I have found a bike I'm interested in and am now wondering what all do I need to do to make it fully legal. I have contacted the guy and he says the he does not have the title but would be willing to do a bill of sale. 
What is needed to do a bill of sale?
Is this all I need? 
Are there certain forms that need to be filled out?
Do they need to be notarized or just signed?
Once I have the bill of sale I presume I just go to the dmv and apply for a new title.

Also this would be in the state of Louisiana.

Any help would be greatly appreciated.


----------



## phreebsd (Dec 16, 2004)

i do not know about louisiana but here all you need is a bill of sale to register something, like a trailer, in your name.

You do not need to register ATV's here.

When you do register stuff, you take the bill of sale to your local tag place and that's all. 
they'll asses what you owe based on whut the seller wrote on the bill of sale. putting as little as possible there benefits you greatly. Most people write 1$


----------



## 650Brute (Dec 18, 2008)

I could only google up info for New York State.... 

Grrrrr, still looking though.

I'd bet you have to get a bill of sale, and maybe apply for a new title. I'm certain they would check the VIN. 

My Buddy has an issue now, He lost a title, and is unable to trade in an atv.

I do know, on the Bill of sale it will need:

Date of Sale
Purchase Price
Vin Number
Signatures of both the buyer and seller
Year, make, and Model


Usually on an ATV, the "title" is called a certificate of origin.


----------



## 650Brute (Dec 18, 2008)

Might find what you are looking for on here..

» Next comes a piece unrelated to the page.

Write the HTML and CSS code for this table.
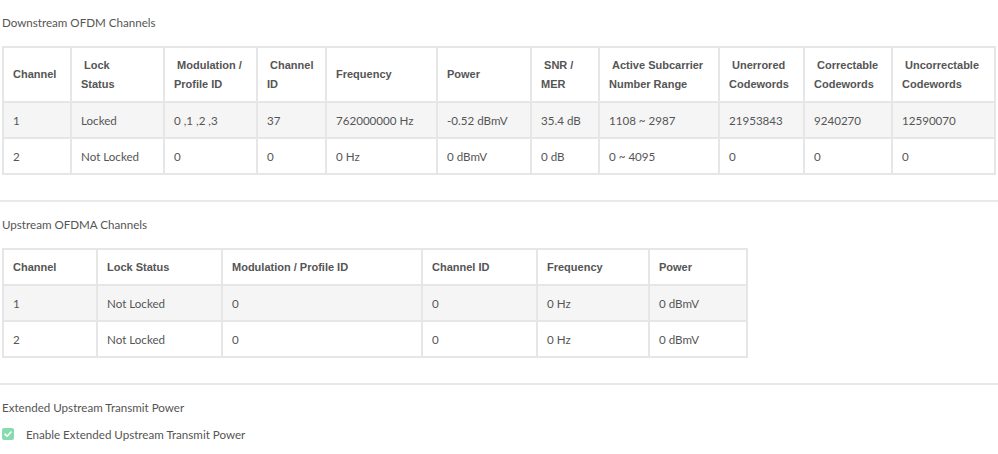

http://dpsweb.dps.louisiana.gov/omvfaqs.nsf?OpenDatabase&Start=1&Count=1000&Expand=10


----------



## azavie (Feb 18, 2010)

Thanks guys for the quick response. 
I googled the hell out of before posting but couldn't find anything useful. 
I read somewhere that the bill of sale needs to be notarized but not sure if that would apply to me or not.


----------



## 650Brute (Dec 18, 2008)

I didn't see anything about needing a notary. IDK though, That LA dmv website seemed pretty full of info.

Do you have to register ATV's there?


----------



## Bootlegger (Dec 18, 2008)

azavie said:


> Thanks guys for the quick response.
> I googled the hell out of before posting but couldn't find anything useful.
> I read somewhere that the bill of sale needs to be notarized but not sure if that would apply to me or not.


I know that a bill of sale is worthless unless its notarized here in TN. The MOST important thing....get the VIN numbers... take them to the county court clerk at the courthouse...they can run the VIN and let you know if it has any liens against the title....if it does...DO NOT buy it....cause if you was to buy it and he quits paying....they can come take it from you and your crap outta luck. I would do that before I done anything. If you lived in TN I could run them through the dealer and check for you....but I don't think I can since your outta state.


----------